In the next couple weeks, they’ve made a point of greeting us properly (“Good afternoon Miss Alison. Where’s your next friend?”) and have invited us to come to their school and basket ball games and to wittness their favorite afternoon activity which is, you guessed it, Feeding the alligators. Yes. Welcome to Belize where children pursue more unconventional means of entertaining themselves in the absence of arcades and Disney land. I’ve always been impressed with the way these kids amuse themselves… case in point, last year when we held a retreat for the second form boys the highlight for them was when someone took a look at the pond outside the retreat house, pulled the shoelace from his shoe and they all caught fish (which they then took home and ate!). Although T.V. is hugely popular, kids don’t really expect to be entertained by toys or adults.

So, was I surprised that these little thugs have taken to feeding alligators for fun (and profit, when they get tips)? Even after a year of watching kids entertain themselves in their yards with the typical developing-world amusements of marbles, chickens and Klim cans full of dirt, I don’t think I was prepared for what I saw. Keep in mind that I grew up on Hilton Head which has it’s fair share of alligators. I also had my only encounter with the police when I was about ten years old and got caught throwing rocks at an alligator. On Hilton Head, to feed or bother an alligator is against the law because it makes them expect food or want to attack people when they see them… I just say this to clarify that I know alligators are dangerous and am also not your average tourist who’s gonna be excited to see some indiscernible lump floating in the water, a hundred yards away that might be a gator or might just be a log. Comprendo? Anyways, far towards the end of Ambergris Caye there’s a lagoon full of alligators. They figure there must be about fifty or so. A regular Fear Factor set up.

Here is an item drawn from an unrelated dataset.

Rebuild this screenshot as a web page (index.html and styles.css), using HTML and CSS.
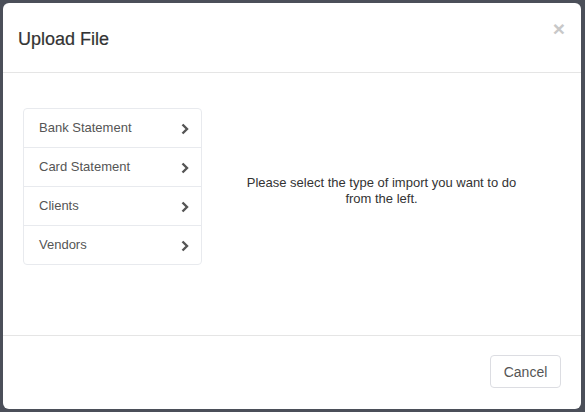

For the past four years these guys have been feeding them and training them so that they can put on a little crocodile-hunter like show which they do every afternoon. Ann, Courtney and I rode out on Sunday afternoon (yes Mrs. Robezolli, your daughter showed great caution and prudence by staying on the beach with a book) and found our thug-friends awaiting the arrival of a chicken so they can begin their fun. A random gringo pulls up in his golf cart and delivers a whole dis da fu wi chicken. (Dis da fu wi is to Belize what Tyson is to the states. “Dis da fu wi” is Creole for “this is ours” You’ll find that saying “dis da fu wi” is infinitely more fun than saying “ours” though. Try it.)

Manuel, the head thug/gator feeder takes a long rope that they have and ties the chicken, still in the bag, to the end of it. He then begins hurling the chicken, slingshot style, into the lagoon and then pulling it out again. I guess this is the equivalent to ringing the dinner bell for the gators. From the corners of the lagoon, we start seeing the spiny backs of alligators come as they slink towards the chicken splashing. Manuel keeps reeling the chicken in and then throwing it back. The first gator approaches, nosing the food as Manuel tugs at the rope to make it look… alive? Probably not, because at this point the chicken’s a little worse for wear from it’s many trips into the lagoon.

This gator’s huge, but the boys are yelling at Manuel to bring in “Terri”, the gator they describe as their “best friend”. Teri’s a giant at thirteen feet and so fat that I’m convinced they’ve probably fed some of their friends to her when no one was looking. By now there’s a fleet of golf carts full of tourists who have stopped to watch and Manuel’s ready to put on a show. Teri and her “baby” (also huge… These are so not the lizards you see on the thirteenth hole on Hilton Head) are both playing with the food, and then another gator swims over. I ask if Terri will fight the gator off, and Manuel says, “Miss, fighting is her first name”… Now it’s clear why Terri and the thugs are best friends. Anyways, Manuel teases Terri with the Chicken, getting her to climb all the way out of the water and jump up for it. The scene of a boy feeding his pet has all the warmth and poignancy of a scene out of “Lassie” or “Flipper” only you look at Terri’s huge teeth and hear them snap to gobble down the chicken and realize that somehow, the hobbies of San Pedro youth went waaaay off track. I turn to one of the thugs and say, “so, if I were to bring you back some cross-word puzzles or crocheting from the states would you guys consider doing something else with your free time?”. This is met with a round of “cho, miss” and “miss, dis here our favorite, we done like this… Look Miss, Manuel gonna kiss Terri today”. I turn back to see Manuel, knee deep in the water, kissing Terri on the mouth. They explained that Manuel’s the only one who can do that, although they all pet her. Manuel then offered to take my camera and take some of the very close up pictures you can see here. It was amazing, he really could just be in the lagoon without making Terri cranky. They tried to get us to pet her, but all I could see was me, flying home to the states… with my severed hand on a bed of ice next to me. I opted for more pictures.

In Youth Ministry 101 at Franciscan, Prof. Pauley explained how important it is that when you’re trying to share Jesus with teenagers, you have to take their interests seriously. That means going to basketball games, listening to their music and discussing what’s important to them so that you can relate Christ to their world and help them understand that the Church is relevant to their lives. However, I never would have thought that this strategy would lead me to the bank of a lagoon watching Manuel kiss a thirteen-foot long gator. If anyone has any ideas on “ministry to gator-feeding teenagers”, feel free to share. Meanwhile, check out these pictures and keep Manuel and his friends in your prayers. We’re excited about the rapport we have with them, God’s definitely put them in our paths for a reason!